For the second straight year, a report on black-Jewish relations across the country paints a rosy picture of cooperation overshadowing conflict. The Foundation for Ethnic Understanding’s annual analysis of black-Jewish interaction in 1997 found that, despite tensions caused by Nation of Islam Minister Louis Farrakhan, relations are “markedly improving.”
But the timing of the report made it impossible to analyze the fallout from differing views on the crisis in Iraq, a subject of concern according to Foundation president Rabbi Marc Schneier.
“The reactions of the African-American community are quite different from what I’m hearing in the Jewish community,” says Rabbi Schneier, spiritual leader of the Hampton Synagogue, who started the Foundation in 1989 with the late theater producer Joseph Papp.
Many black organizational, corporate and political leaders are adamantly opposed to U.S. military intervention in Iraq, he said, while national Jewish leaders have generally not taken a stand on the issue.
But Rabbi Schneier says he had heard much more support for military action in the Jewish community based on concern for Israel. “The Jewish community is concerned not only about the agenda of America, but about Israel. This is one example where there is conflict.”
That conflict may be less significant now that United Nations Secretary General Kofi Annan brokered a diplomatic resolution with Iraq.
But speaking in terms of the lasting impact, Rabbi Schneier said there could be changes in the way many blacks leaders view the Israel-Arab peace process, perhaps generating more sympathy for Israel’s position. “I have heard from a few African-American opinion makers that they were somewhat disenchanted by the Palestinian reaction, in terms of the way they have defended Saddam Hussein.”
The Foundation reported last year that the “reality of common ground and common purpose” overshadowed the “myth” of prevailing conflict between the two communities.
This year, the group reports that “once again cooperation is the dominant theme.” In a foreword by Hugh Price, president of the National Urban League, he reports that “the quality of life for blacks and Jews in real communities is both calmer and safer thanks to hard work across ethnic lines.”
Abraham Foxman, national director of the Anti-Defamation League, said that there has always been ongoing dialogue and cooperation, even in times of crisis.
“What this report underlies is that there is more good news than bad,” said Foxman. “But the test is when there is an ugly situation and conflict: where does the leadership stand? When we can’t challenge the hatred of Farrakhan it undermines the moral fiber of our joint fight against racism, bigotry and anti-Semitism.”
State Sen. David Paterson (D-Harlem) said there was a growing reassessment of black leaders’ unwillingness to denounce intolerant statements made by other blacks.
“As we approach the new millennium there is an era of greater consciousness,” said Paterson. “I was always hesitant to condemn remarks made by other African Americans because I didn’t want to be my brother’s keeper. However, I now understand that these remarks have very much hurt and hindered people in the Jewish community.
“This noticeable change is going to continue. If something like [the 1991] Crown Heights [riots] were to happen again, the response would be different.”

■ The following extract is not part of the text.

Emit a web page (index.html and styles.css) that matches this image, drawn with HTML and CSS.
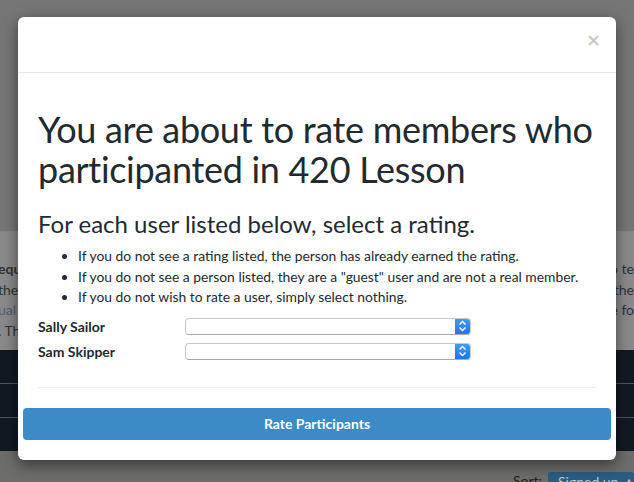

Although it is not a survey of attitudes about each group toward the other, the Foundation’s report offers anecdotal evidence that cooperation is more widespread than conflict. Coordinated by Foundation director Tommy Loeb and Phillip Freedman, a former professor of education at Lehman College in the Bronx, the 57-page report documents 158 examples of positive black-Jewish interaction projects or events and 39 incidents of friction.
Examples of unity include a black-Jewish seder in Washington attended by 220 people in April; an all-day New York conference on “Dialogue in the 21st Century” in March; a June mission to Israel by six black college presidents and efforts by the Crown Heights Coalition to defuse tensions following the conviction of Lemrick Nelson and Charles Price for the 1991 murder of Yankel Rosenbaum in Crown Heights.
The flashpoints include comments by black youths in Crown Heights following the conviction; a Jewish boycott of a Washington “Day of Dialogue” that included members of the Nation of Islam; black protests at Howard University in Washington against the ADL’s sponsorship of a class, labelling the Jewish group a “terrorist organization”; and numerous other incidents involving Farrakhan and other Nation of Islam figures who charge Jews with oppressing blacks today and during the era of slavery.
The information was culled from Internet searches of newspaper stories from the past year and supplemented by Jewish and black groups who provided events not covered by the press.
Freedman acknowledged that a survey would be a more effective barometer of the level of harmony. “To get the grassroots feeling of the average person you would have to do a survey,” he said. “The point we made is that this particular year many local groups, not necessarily organizations, reached out to each other, particularly in the arts. This indicates newer venues of cooperation.”
Freedman also points to an increased level of crisis prevention and reaction. “When there is conflict, I think there has been success in managing that conflict and keeping it within certain parameters.”
Rabbi Schneier also welcomed as a positive development the naming of Julian Bond as chair of the NAACP’s board, succeeding Merlie Evers Williams.
“There is an effort to bring the NAACP back to its more centrist focus, and Julian Bond is very much a step in that direction,” he said.